▶ [STATED TASK] Please transcribe the data below exactly. Leave the pictures out.

▶ [DATA EXCERPT]
——————————
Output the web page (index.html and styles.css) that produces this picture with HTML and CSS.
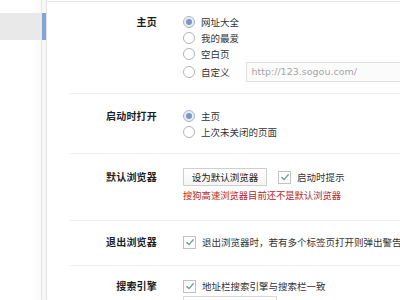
FILE: index.html
```html
<!DOCTYPE html>
<html lang="zh-CN">
<head>
<meta charset="UTF-8" />
<title>选项设置</title>
<link rel="stylesheet" href="styles.css">
</head>
<body>

<div class="sidebar">
  <div class="nav-list">
    <div class="nav-item active"></div>
  </div>
  <div class="scroll-track">
    <div class="scroll-thumb"></div>
  </div>
</div>

<div class="main">

  <div class="section s-home">
    <div class="label">主页</div>
    <div class="options">
      <div class="opt"><span class="radio checked"></span>网址大全</div>
      <div class="opt"><span class="radio"></span>我的最爱</div>
      <div class="opt"><span class="radio"></span>空白页</div>
      <div class="opt opt-custom"><span class="radio"></span>自定义<div class="url-input">http://123.sogou.com/</div></div>
    </div>
  </div>

  <div class="section s-start">
    <div class="label">启动时打开</div>
    <div class="options">
      <div class="opt"><span class="radio checked"></span>主页</div>
      <div class="opt"><span class="radio"></span>上次未关闭的页面</div>
    </div>
  </div>

  <div class="section s-default">
    <div class="label label-btn">默认浏览器</div>
    <div class="options">
      <div class="btn-row">
        <div class="btn">设为默认浏览器</div>
        <div class="opt"><span class="check"><svg width="10" height="10" viewBox="0 0 10 10"><path d="M1.5 5.2 L4 7.6 L8.6 2.4" fill="none" stroke="#6f9a93" stroke-width="1.4"/></svg></span>启动时提示</div>
      </div>
      <div class="warn">搜狗高速浏览器目前还不是默认浏览器</div>
    </div>
  </div>

  <div class="section s-exit">
    <div class="label">退出浏览器</div>
    <div class="options">
      <div class="opt nowrap"><span class="check"><svg width="10" height="10" viewBox="0 0 10 10"><path d="M1.5 5.2 L4 7.6 L8.6 2.4" fill="none" stroke="#6f9a93" stroke-width="1.4"/></svg></span>退出浏览器时，若有多个标签页打开则弹出警告提示</div>
    </div>
  </div>

  <div class="section s-search">
    <div class="label">搜索引擎</div>
    <div class="options">
      <div class="opt"><span class="check"><svg width="10" height="10" viewBox="0 0 10 10"><path d="M1.5 5.2 L4 7.6 L8.6 2.4" fill="none" stroke="#6f9a93" stroke-width="1.4"/></svg></span>地址栏搜索引擎与搜索栏一致</div>
      <div class="select"></div>
    </div>
  </div>

</div>

</body>
</html>
```

FILE: styles.css
```css
html, body {
  margin: 0;
  padding: 0;
  height: 100%;
  overflow: hidden;
}
body {
  display: flex;
  background: #fff;
  font-family: "Noto Sans CJK SC", "Liberation Sans", sans-serif;
  color: #333;
  font-size: 9.5px;
}

/* 左侧导航 */
.sidebar {
  display: flex;
  width: 46px;
  flex: none;
  border-right: 1px solid #e3e3e3;
  background: linear-gradient(90deg, #fff 70%, #f6f6f6);
}
.nav-list {
  width: 41px;
}
.nav-item {
  height: 27px;
}
.nav-item.active {
  margin-top: 13px;
  background: #e9e9e9;
}
.scroll-track {
  width: 4px;
  border-left: 1px solid #e6e6e6;
}
.scroll-thumb {
  margin-top: 13px;
  height: 27px;
  background: #82a3d3;
}

/* 右侧设置 */
.main {
  flex: 1;
  min-width: 0;
  margin-top: 1px;
  border-top: 1px solid #e4e4e4;
  overflow: hidden;
}
.section {
  display: grid;
  grid-template-columns: 87px 1fr;
  column-gap: 26px;
  margin-left: 23px;
  border-bottom: 1px solid #efefef;
  align-items: start;
}
.label {
  text-align: right;
  font-weight: bold;
  font-size: 10px;
  color: #1e1e1e;
  line-height: 16px;
  letter-spacing: 0.2px;
}
.label-btn {
  line-height: 18px;
}
.options {
  min-width: 0;
}
.opt {
  display: flex;
  align-items: center;
  height: 16px;
  line-height: 16px;
  white-space: nowrap;
}
.nowrap {
  overflow: hidden;
}
.radio {
  width: 10px;
  height: 10px;
  border: 1px solid #b4b4b4;
  border-radius: 50%;
  margin-right: 6px;
  flex: none;
  background: #fff;
  box-sizing: content-box;
  display: flex;
  align-items: center;
  justify-content: center;
}
.radio.checked {
  background: #e8eef6;
  border-color: #a9b4c2;
}
.radio.checked::after {
  content: "";
  width: 6px;
  height: 6px;
  border-radius: 50%;
  background: #7b98bd;
}
.check {
  width: 11px;
  height: 11px;
  border: 1px solid #c2c2c2;
  margin-right: 6px;
  flex: none;
  display: flex;
  align-items: center;
  justify-content: center;
  background: #fdfdfd;
}
.opt-custom {
  height: 20px;
}
.url-input {
  margin-left: 16px;
  width: 170px;
  flex: none;
  height: 18px;
  line-height: 18px;
  border: 1px solid #e0e0e0;
  background: #fbfbfb;
  color: #a6a6a6;
  font-family: "DejaVu Sans", sans-serif;
  font-size: 9.5px;
  padding-left: 5px;
}

.s-home { padding: 12px 0 11px; }
.s-start { padding: 14px 0 13px; }
.s-default { padding: 14px 0 17px; }
.s-exit { padding: 13px 0 15px; }
.s-search { padding: 12px 0 10px; }

.btn-row {
  display: flex;
  align-items: center;
  gap: 11px;
}
.btn {
  width: 82px;
  height: 16px;
  line-height: 16px;
  border: 1px solid #cfcfcf;
  background: linear-gradient(#fff, #f5f5f5);
  text-align: center;
  color: #222;
}
.warn {
  margin-top: 1px;
  line-height: 16px;
  color: #b3282d;
  font-size: 9.3px;
  white-space: nowrap;
}
.select {
  margin-top: 2px;
  width: 92px;
  height: 20px;
  border: 1px solid #d8d8d8;
  background: #fff;
}
```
——————————
▶ [OUTPUT FOR THIS EXERCISE]
Output the web page (index.html and styles.css) that produces this picture with HTML and CSS.
FILE: index.html
```html
<!DOCTYPE html>
<html lang="zh-CN">
<head>
<meta charset="UTF-8" />
<title>选项设置</title>
<link rel="stylesheet" href="styles.css">
</head>
<body>

<div class="sidebar">
  <div class="nav-list">
    <div class="nav-item active"></div>
  </div>
  <div class="scroll-track">
    <div class="scroll-thumb"></div>
  </div>
</div>

<div class="main">

  <div class="section s-home">
    <div class="label">主页</div>
    <div class="options">
      <div class="opt"><span class="radio checked"></span>网址大全</div>
      <div class="opt"><span class="radio"></span>我的最爱</div>
      <div class="opt"><span class="radio"></span>空白页</div>
      <div class="opt opt-custom"><span class="radio"></span>自定义<div class="url-input">http://123.sogou.com/</div></div>
    </div>
  </div>

  <div class="section s-start">
    <div class="label">启动时打开</div>
    <div class="options">
      <div class="opt"><span class="radio checked"></span>主页</div>
      <div class="opt"><span class="radio"></span>上次未关闭的页面</div>
    </div>
  </div>

  <div class="section s-default">
    <div class="label label-btn">默认浏览器</div>
    <div class="options">
      <div class="btn-row">
        <div class="btn">设为默认浏览器</div>
        <div class="opt"><span class="check"><svg width="10" height="10" viewBox="0 0 10 10"><path d="M1.5 5.2 L4 7.6 L8.6 2.4" fill="none" stroke="#6f9a93" stroke-width="1.4"/></svg></span>启动时提示</div>
      </div>
      <div class="warn">搜狗高速浏览器目前还不是默认浏览器</div>
    </div>
  </div>

  <div class="section s-exit">
    <div class="label">退出浏览器</div>
    <div class="options">
      <div class="opt nowrap"><span class="check"><svg width="10" height="10" viewBox="0 0 10 10"><path d="M1.5 5.2 L4 7.6 L8.6 2.4" fill="none" stroke="#6f9a93" stroke-width="1.4"/></svg></span>退出浏览器时，若有多个标签页打开则弹出警告提示</div>
    </div>
  </div>

  <div class="section s-search">
    <div class="label">搜索引擎</div>
    <div class="options">
      <div class="opt"><span class="check"><svg width="10" height="10" viewBox="0 0 10 10"><path d="M1.5 5.2 L4 7.6 L8.6 2.4" fill="none" stroke="#6f9a93" stroke-width="1.4"/></svg></span>地址栏搜索引擎与搜索栏一致</div>
      <div class="select"></div>
    </div>
  </div>

</div>

</body>
</html>
```

FILE: styles.css
```css
html, body {
  margin: 0;
  padding: 0;
  height: 100%;
  overflow: hidden;
}
body {
  display: flex;
  background: #fff;
  font-family: "Noto Sans CJK SC", "Liberation Sans", sans-serif;
  color: #333;
  font-size: 9.5px;
}

/* 左侧导航 */
.sidebar {
  display: flex;
  width: 46px;
  flex: none;
  border-right: 1px solid #e3e3e3;
  background: linear-gradient(90deg, #fff 70%, #f6f6f6);
}
.nav-list {
  width: 41px;
}
.nav-item {
  height: 27px;
}
.nav-item.active {
  margin-top: 13px;
  background: #e9e9e9;
}
.scroll-track {
  width: 4px;
  border-left: 1px solid #e6e6e6;
}
.scroll-thumb {
  margin-top: 13px;
  height: 27px;
  background: #82a3d3;
}

/* 右侧设置 */
.main {
  flex: 1;
  min-width: 0;
  margin-top: 1px;
  border-top: 1px solid #e4e4e4;
  overflow: hidden;
}
.section {
  display: grid;
  grid-template-columns: 87px 1fr;
  column-gap: 26px;
  margin-left: 23px;
  border-bottom: 1px solid #efefef;
  align-items: start;
}
.label {
  text-align: right;
  font-weight: bold;
  font-size: 10px;
  color: #1e1e1e;
  line-height: 16px;
  letter-spacing: 0.2px;
}
.label-btn {
  line-height: 18px;
}
.options {
  min-width: 0;
}
.opt {
  display: flex;
  align-items: center;
  height: 16px;
  line-height: 16px;
  white-space: nowrap;
}
.nowrap {
  overflow: hidden;
}
.radio {
  width: 10px;
  height: 10px;
  border: 1px solid #b4b4b4;
  border-radius: 50%;
  margin-right: 6px;
  flex: none;
  background: #fff;
  box-sizing: content-box;
  display: flex;
  align-items: center;
  justify-content: center;
}
.radio.checked {
  background: #e8eef6;
  border-color: #a9b4c2;
}
.radio.checked::after {
  content: "";
  width: 6px;
  height: 6px;
  border-radius: 50%;
  background: #7b98bd;
}
.check {
  width: 11px;
  height: 11px;
  border: 1px solid #c2c2c2;
  margin-right: 6px;
  flex: none;
  display: flex;
  align-items: center;
  justify-content: center;
  background: #fdfdfd;
}
.opt-custom {
  height: 20px;
}
.url-input {
  margin-left: 16px;
  width: 170px;
  flex: none;
  height: 18px;
  line-height: 18px;
  border: 1px solid #e0e0e0;
  background: #fbfbfb;
  color: #a6a6a6;
  font-family: "DejaVu Sans", sans-serif;
  font-size: 9.5px;
  padding-left: 5px;
}

.s-home { padding: 12px 0 11px; }
.s-start { padding: 14px 0 13px; }
.s-default { padding: 14px 0 17px; }
.s-exit { padding: 13px 0 15px; }
.s-search { padding: 12px 0 10px; }

.btn-row {
  display: flex;
  align-items: center;
  gap: 11px;
}
.btn {
  width: 82px;
  height: 16px;
  line-height: 16px;
  border: 1px solid #cfcfcf;
  background: linear-gradient(#fff, #f5f5f5);
  text-align: center;
  color: #222;
}
.warn {
  margin-top: 1px;
  line-height: 16px;
  color: #b3282d;
  font-size: 9.3px;
  white-space: nowrap;
}
.select {
  margin-top: 2px;
  width: 92px;
  height: 20px;
  border: 1px solid #d8d8d8;
  background: #fff;
}
```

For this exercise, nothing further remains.